Aim:
Report how many lines contain "this". The answer is a single number.

══ Input

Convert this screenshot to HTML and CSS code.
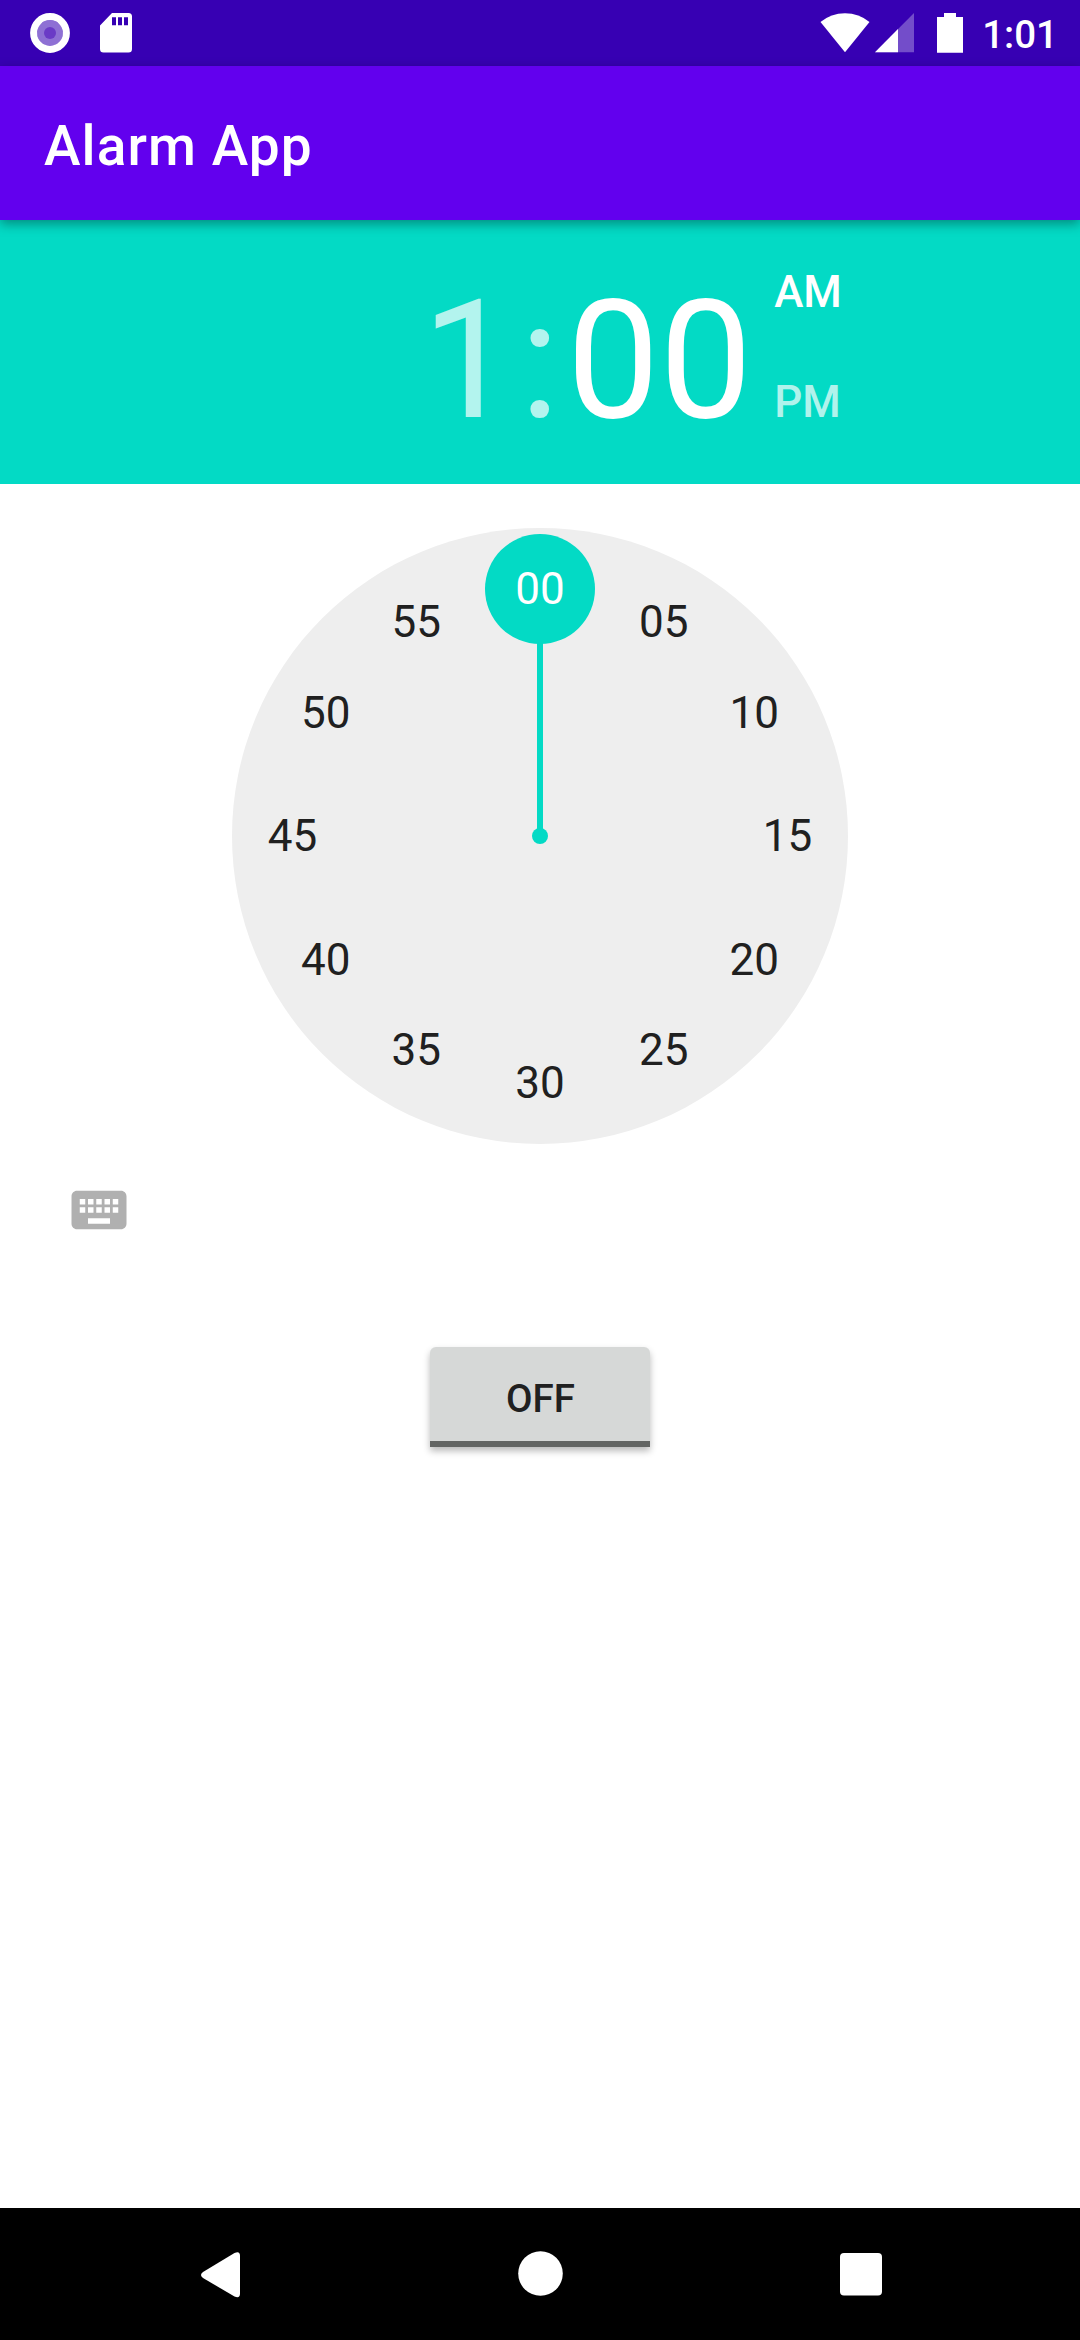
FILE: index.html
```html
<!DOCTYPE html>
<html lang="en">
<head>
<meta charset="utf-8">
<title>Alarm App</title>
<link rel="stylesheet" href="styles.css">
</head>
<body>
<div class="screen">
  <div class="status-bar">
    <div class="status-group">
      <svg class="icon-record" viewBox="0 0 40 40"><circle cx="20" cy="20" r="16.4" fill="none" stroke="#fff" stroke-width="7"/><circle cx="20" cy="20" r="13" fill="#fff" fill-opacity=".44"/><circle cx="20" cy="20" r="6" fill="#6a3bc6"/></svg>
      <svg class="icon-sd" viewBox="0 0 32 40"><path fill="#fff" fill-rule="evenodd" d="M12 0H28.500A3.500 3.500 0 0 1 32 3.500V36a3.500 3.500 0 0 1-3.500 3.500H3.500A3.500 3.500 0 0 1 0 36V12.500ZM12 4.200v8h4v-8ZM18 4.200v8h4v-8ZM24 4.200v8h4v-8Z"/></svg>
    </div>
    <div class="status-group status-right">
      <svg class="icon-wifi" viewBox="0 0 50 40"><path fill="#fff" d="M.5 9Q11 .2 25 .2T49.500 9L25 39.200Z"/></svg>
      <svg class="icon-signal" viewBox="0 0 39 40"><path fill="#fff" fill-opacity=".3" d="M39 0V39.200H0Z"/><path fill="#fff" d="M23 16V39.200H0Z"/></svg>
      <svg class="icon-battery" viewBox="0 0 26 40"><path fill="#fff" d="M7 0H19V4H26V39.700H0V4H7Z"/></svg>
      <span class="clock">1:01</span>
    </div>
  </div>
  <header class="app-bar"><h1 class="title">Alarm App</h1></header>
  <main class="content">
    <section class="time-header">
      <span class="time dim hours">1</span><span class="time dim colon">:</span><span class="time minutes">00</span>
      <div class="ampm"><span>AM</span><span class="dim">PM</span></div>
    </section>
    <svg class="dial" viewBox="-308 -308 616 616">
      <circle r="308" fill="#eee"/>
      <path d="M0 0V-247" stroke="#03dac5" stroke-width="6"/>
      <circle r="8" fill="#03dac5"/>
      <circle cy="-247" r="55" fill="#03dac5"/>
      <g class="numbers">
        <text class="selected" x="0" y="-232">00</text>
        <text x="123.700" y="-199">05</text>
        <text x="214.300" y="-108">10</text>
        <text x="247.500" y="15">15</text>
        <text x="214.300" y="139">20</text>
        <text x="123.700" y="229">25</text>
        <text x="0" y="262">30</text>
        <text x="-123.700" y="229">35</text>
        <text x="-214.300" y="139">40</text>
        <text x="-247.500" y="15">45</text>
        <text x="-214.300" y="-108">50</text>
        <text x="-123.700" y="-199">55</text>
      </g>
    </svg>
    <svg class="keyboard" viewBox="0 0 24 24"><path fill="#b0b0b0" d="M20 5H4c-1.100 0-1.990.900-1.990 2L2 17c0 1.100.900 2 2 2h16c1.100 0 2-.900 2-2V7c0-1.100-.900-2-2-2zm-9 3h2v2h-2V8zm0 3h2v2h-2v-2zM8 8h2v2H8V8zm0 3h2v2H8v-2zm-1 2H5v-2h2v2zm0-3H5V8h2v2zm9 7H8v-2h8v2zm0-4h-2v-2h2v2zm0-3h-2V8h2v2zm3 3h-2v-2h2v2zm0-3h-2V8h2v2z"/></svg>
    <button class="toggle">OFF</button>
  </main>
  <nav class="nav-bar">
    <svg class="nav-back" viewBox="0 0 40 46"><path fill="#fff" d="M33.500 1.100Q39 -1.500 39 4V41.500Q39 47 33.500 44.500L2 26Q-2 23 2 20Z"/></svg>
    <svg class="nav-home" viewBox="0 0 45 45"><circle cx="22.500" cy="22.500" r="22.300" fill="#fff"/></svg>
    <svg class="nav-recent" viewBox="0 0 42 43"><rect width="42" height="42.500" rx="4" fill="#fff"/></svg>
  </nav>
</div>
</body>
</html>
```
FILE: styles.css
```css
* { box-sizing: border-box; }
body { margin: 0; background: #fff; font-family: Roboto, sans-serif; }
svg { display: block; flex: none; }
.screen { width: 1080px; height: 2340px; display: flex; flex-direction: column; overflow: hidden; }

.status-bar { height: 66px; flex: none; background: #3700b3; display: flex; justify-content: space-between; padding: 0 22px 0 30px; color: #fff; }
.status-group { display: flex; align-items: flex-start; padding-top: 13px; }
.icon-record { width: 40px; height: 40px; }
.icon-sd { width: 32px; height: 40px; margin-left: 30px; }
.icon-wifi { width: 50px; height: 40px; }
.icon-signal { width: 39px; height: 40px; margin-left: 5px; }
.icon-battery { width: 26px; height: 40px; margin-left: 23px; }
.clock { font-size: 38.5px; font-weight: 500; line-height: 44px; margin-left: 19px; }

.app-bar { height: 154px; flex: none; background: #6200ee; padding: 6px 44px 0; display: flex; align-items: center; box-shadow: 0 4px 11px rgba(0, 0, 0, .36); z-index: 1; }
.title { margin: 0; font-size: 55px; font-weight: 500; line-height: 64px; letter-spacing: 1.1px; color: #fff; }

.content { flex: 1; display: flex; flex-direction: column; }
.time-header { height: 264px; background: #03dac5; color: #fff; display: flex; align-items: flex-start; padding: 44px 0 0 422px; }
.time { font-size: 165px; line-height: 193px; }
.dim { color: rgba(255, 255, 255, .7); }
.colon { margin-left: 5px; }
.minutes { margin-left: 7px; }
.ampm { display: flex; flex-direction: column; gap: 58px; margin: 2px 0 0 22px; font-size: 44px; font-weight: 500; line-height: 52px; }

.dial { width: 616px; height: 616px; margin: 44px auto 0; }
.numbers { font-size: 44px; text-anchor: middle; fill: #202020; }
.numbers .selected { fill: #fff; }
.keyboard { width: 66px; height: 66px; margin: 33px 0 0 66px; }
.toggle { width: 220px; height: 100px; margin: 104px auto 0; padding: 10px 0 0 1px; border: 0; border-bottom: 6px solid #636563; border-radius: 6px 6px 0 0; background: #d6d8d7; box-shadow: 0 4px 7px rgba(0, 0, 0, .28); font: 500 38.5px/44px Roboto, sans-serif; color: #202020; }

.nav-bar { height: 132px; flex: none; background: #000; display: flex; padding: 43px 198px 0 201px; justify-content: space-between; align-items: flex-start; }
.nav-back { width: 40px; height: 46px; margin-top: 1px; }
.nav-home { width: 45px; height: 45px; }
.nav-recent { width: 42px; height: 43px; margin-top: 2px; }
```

════
══ Input

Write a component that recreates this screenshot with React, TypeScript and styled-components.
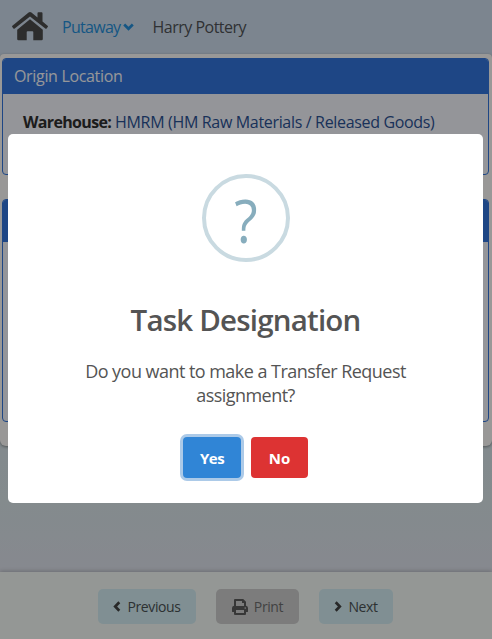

════

The result:
2